Activists have identified a list of bills introduced into the Texas Legislature that they consider harmful. One would make being in the United States illegally an act of criminal trespass. Some would require police to check the immigration status of people arrested or detained, like the controversial Arizona law. One would require public schools to keep track of illegal students. Some would prohibit governments from using public money to print information in a language other than English. Others would deny state money to so-called sanctuary cities where immigration law is not fully enforced.
“(Our) message … is that the state of Texas needs to leave the work of immigration reform to the federal government,” LUPE organizer Javier Parra said. “And our families need to stay together, not divided.”
The groups that turned out included Proyecto Azteca of San Juan, Alamo-based ARISE, Brownsville’s Movimiento Del Valle Por Los Derechos Humanos and Valley Interfaith. University of Texas-Pan American students and representatives from the American GI Forum and Brown Berets participated. McAllen developer Alonzo Cantu donated $10,000 to cover the cost of renting eight busses to help with transport. Read more.

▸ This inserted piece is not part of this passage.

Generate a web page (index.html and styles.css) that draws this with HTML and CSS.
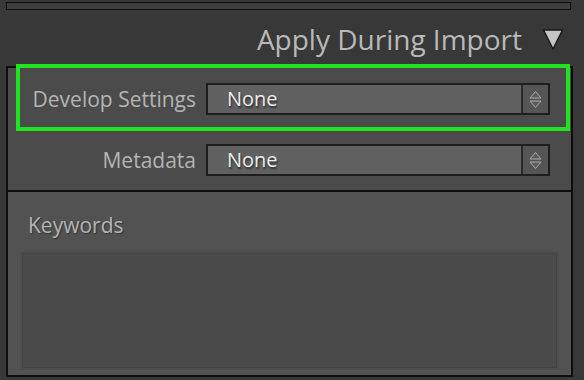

The Austin American Statesman – Organizers from the Reform Immigration for Texas Alliance said that about 3,000 people of varying ages marched on the streets to the Capitol, and several hundred of them stuck around for a rally and to visit legislators.
Javier Parra said he was part of group of 400 people from McAllen who came to try to persuade members of the Legislature not to back some 60 immigration bills that he said are anti-immigrant, anti-family and anti-law enforcement.
Particularly, Parra said, he is opposed to a bill that would establish a law in Texas like the one in Arizona that allows police to detain or question anyone who they think is in the country illegally.
“We bring the message of our people to the legislators,” said Parra, who came with the labor rights group LUPE, or La Unión del Pueblo Entero. “Texas needs to be a leader, not a follower.”…
Guerrero Garcia, a 22-year-old student from the University of Texas at El Paso, spoke loudly as the crowd chanted, “Sí, se puede,” the phrase made famous by civil rights activist and LUPE founder César Chávez that means essentially, “Yes, we can.”
Garcia, who said he's the son of immigrants, said the immigration-related bills would tear apart families of mixed citizenship.
“We are all equal,” he said. “We should be treated equal.” Read more.
El Paso Times – Enriqueta Breceda did not tell her adult children why she would be in Austin on Tuesday.
Breceda, a 77-year-old woman who moves with the assistance of a walker, didn't want them to stop her from getting on a bus and traveling 10 hours to join thousands of Texans who gathered at the Capitol to protest legislation that targets undocumented immigrants…
Texas faces a budget shortfall up to $27 billion that will mean crushing cuts in areas such as public education, higher education and health care.
State Sen. José Rodríguez, D-El Paso, told the crowd at the rally that the state should be focused on those issues. Instead, he said, some lawmakers have chosen to “attack Latinos and immigrant communities.”
State Rep. Lon Burnam, D-Fort Worth, echoed his comments.
“You are here to say no to the most racist session of the Texas Legislature in over a quarter of a century,” Burnam said. “You're here to say no to xenophobia. You're here to say no to old-fashioned bigotry and ignorance.” Read more.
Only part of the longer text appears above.